As per a recent research, the alcohol industry is not meeting its ‘Responsibility Deal’ labelling pledges.
The London School of Hygiene & Tropical Medicine study has found that the signatories to the Public Health Responsibility Deal alcohol labelling pledge are not fully meeting their pledge. Labelling information frequently falls short of best practice, with fonts and logos smaller than would be accepted on other products with health effects.
The UK Public Health Responsibility Deal was launched in 2011 as a public-private partnership among industry, government, public bodies and voluntary organisations.
Organisations involved make voluntary pledges designed to improve public health. Over 100 organisations have signed the alcohol labelling pledge, promising to ensure that over 80 percent of products on shelf will have labels with clear unit content, NHS guidelines and a warning about drinking when pregnant.
This pledge consists of three required elements: (1) The number of units in the drink, (2) the Chief Medical Officers’ daily guidelines for lower-risk consumption, and (3) a warning about the risks of drinking while pregnant. Accompanying guidance states that this information should be clear, legible, displayed on the primary packaging and not difficult for consumers to find.

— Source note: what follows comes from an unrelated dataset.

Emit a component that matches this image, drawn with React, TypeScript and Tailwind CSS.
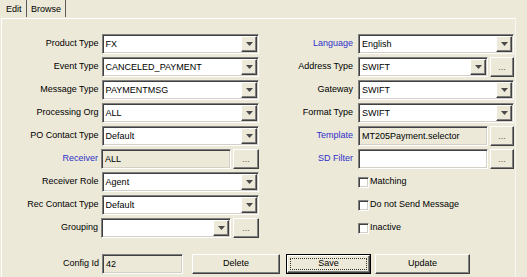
const sunken =
  "border border-t-[#808080] border-l-[#808080] border-r-white border-b-white shadow-[inset_1px_1px_0_#404040,inset_-1px_-1px_0_#d4d0c8]";
const raised =
  "border border-t-white border-l-white border-r-[#404040] border-b-[#404040] shadow-[inset_-1px_-1px_0_#808080]";

function Arrow() {
  return (
    <svg width="7" height="4" viewBox="0 0 7 4">
      <path d="M0 0h7L3.5 4z" fill="#4a4a4a" />
    </svg>
  );
}

function Combo({ value = "", width }: { value?: string; width: string }) {
  return (
    <div className={`flex h-[20px] ${width} ${sunken} bg-white p-[1px]`}>
      <span className="flex-1 truncate pl-[2px] leading-[16px]">{value}</span>
      <span className={`flex w-[16px] items-center justify-center ${raised} bg-[#ECE9D8]`}>
        <Arrow />
      </span>
    </div>
  );
}

function TextBox({ value = "", width, white }: { value?: string; width: string; white?: boolean }) {
  return (
    <div className={`h-[20px] ${width} ${sunken} ${white ? "bg-white" : "bg-[#ECE9D8]"} pl-[3px] leading-[18px]`}>
      {value}
    </div>
  );
}

function Dots({ width }: { width: string }) {
  return (
    <div className={`flex h-[20px] ${width} items-center justify-center ${raised} bg-[#ECE9D8] text-[#555] leading-none`}>
      ...
    </div>
  );
}

function Check({ label }: { label: string }) {
  return (
    <div className="flex h-[20px] items-center">
      <span className={`h-[11px] w-[11px] ${sunken} bg-white`} />
      <span className="ml-[1px]">{label}</span>
    </div>
  );
}

function Row({ label, blue, left, children }: { label?: string; blue?: boolean; left?: boolean; children: React.ReactNode }) {
  return (
    <div className="flex h-[20px] items-center">
      <span
        className={`${left ? "w-[100px] pr-[3px]" : "w-[99px] pr-[5px]"} text-right ${blue ? "text-[#3030c8]" : "text-black"}`}
      >
        {label}
      </span>
      {children}
    </div>
  );
}

export default function App() {
  return (
    <div className="h-[277px] w-[527px] overflow-hidden bg-[#ECE9D8] font-['Liberation_Sans',Arial,sans-serif] text-[9px] text-black">
      <div className="flex h-[18px]">
        <div className="ml-[2px] h-[17px] w-[25px] border-r border-[#5a5a5a] pl-[4px] pt-[3px]">Edit</div>
        <div className="h-[17px] w-[39px] border-r border-[#5a5a5a] pl-[4px] pt-[3px]">Browse</div>
      </div>
      <div className="ml-[1px] h-[259px] w-[515px] border-l border-t border-r border-l-white border-t-white border-r-[#f7f6f0] pt-[15px]">
        <div className="flex">
          <div className="flex w-[257px] flex-col gap-[3px]">
            <Row left label="Product Type">
              <Combo value="FX" width="w-[158px]" />
            </Row>
            <Row left label="Event Type">
              <Combo value="CANCELED_PAYMENT" width="w-[158px]" />
            </Row>
            <Row left label="Message Type">
              <Combo value="PAYMENTMSG" width="w-[158px]" />
            </Row>
            <Row left label="Processing Org">
              <Combo value="ALL" width="w-[158px]" />
            </Row>
            <Row left label="PO Contact Type">
              <Combo value="Default" width="w-[158px]" />
            </Row>
            <Row left blue label="Receiver">
              <div className="flex gap-[2px]">
                <TextBox value="ALL" width="w-[130px]" />
                <Dots width="w-[26px]" />
              </div>
            </Row>
            <Row left label="Receiver Role">
              <Combo value="Agent" width="w-[158px]" />
            </Row>
            <Row left label="Rec Contact Type">
              <Combo value="Default" width="w-[158px]" />
            </Row>
            <Row left label="Grouping">
              <div className="flex gap-[2px]">
                <Combo width="w-[130px]" />
                <Dots width="w-[26px]" />
              </div>
            </Row>
          </div>
          <div className="flex flex-col gap-[3px]">
            <Row blue label="Language">
              <Combo value="English" width="w-[156px]" />
            </Row>
            <Row label="Address Type">
              <div className="flex gap-[2px]">
                <Combo value="SWIFT" width="w-[130px]" />
                <Dots width="w-[24px]" />
              </div>
            </Row>
            <Row label="Gateway">
              <Combo value="SWIFT" width="w-[156px]" />
            </Row>
            <Row label="Format Type">
              <Combo value="SWIFT" width="w-[156px]" />
            </Row>
            <Row blue label="Template">
              <div className="flex gap-[2px]">
                <TextBox value="MT205Payment.selector" width="w-[130px]" />
                <Dots width="w-[24px]" />
              </div>
            </Row>
            <Row blue label="SD Filter">
              <div className="flex gap-[2px]">
                <TextBox white width="w-[130px]" />
                <Dots width="w-[24px]" />
              </div>
            </Row>
            <Row>
              <Check label="Matching" />
            </Row>
            <Row>
              <Check label="Do not Send Message" />
            </Row>
            <Row>
              <Check label="Inactive" />
            </Row>
          </div>
        </div>
        <div className="mt-[16px] flex h-[20px] items-center">
          <span className="w-[100px] pr-[3px] text-right">Config Id</span>
          <TextBox value="42" width="w-[81px]" />
          <button className={`ml-[9px] h-[20px] w-[88px] ${raised} bg-[#ECE9D8]`}>Delete</button>
          <button className="ml-[6px] h-[20px] w-[85px] border border-black bg-[#ECE9D8]">
            <div className={`flex h-full w-full items-center justify-center ${raised} p-[2px]`}>
              <div className="flex h-full w-full items-center justify-center border border-dotted border-[#333]">Save</div>
            </div>
          </button>
          <button className={`ml-[4px] h-[20px] w-[95px] ${raised} bg-[#ECE9D8]`}>Update</button>
        </div>
      </div>
    </div>
  );
}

Companies are encouraged to use a font size no smaller than the main body of information.
One finding of particular concern was that the pregnancy logo was significantly smaller on wine bottles than on beer/lager/cider containers (5.1mm vs 7.1mm). In the UK, men are more likely to drink beer than women, and women are more likely to drink wine.
New labeling guidance could be derived from existing guidance on medicines, tobacco packaging and other products which, like alcohol, carry known health risks. Compliance with labelling guidance also needs to be monitored and reported on independently of industry bodies.
Lead author Mark Petticrew said that alcohol labelling can help consumers make an informed choice about health risks and about consumption, so it is important that it is clear and legible. Our findings suggest that this is very often not the case.
The study is published online in the journal Addiction.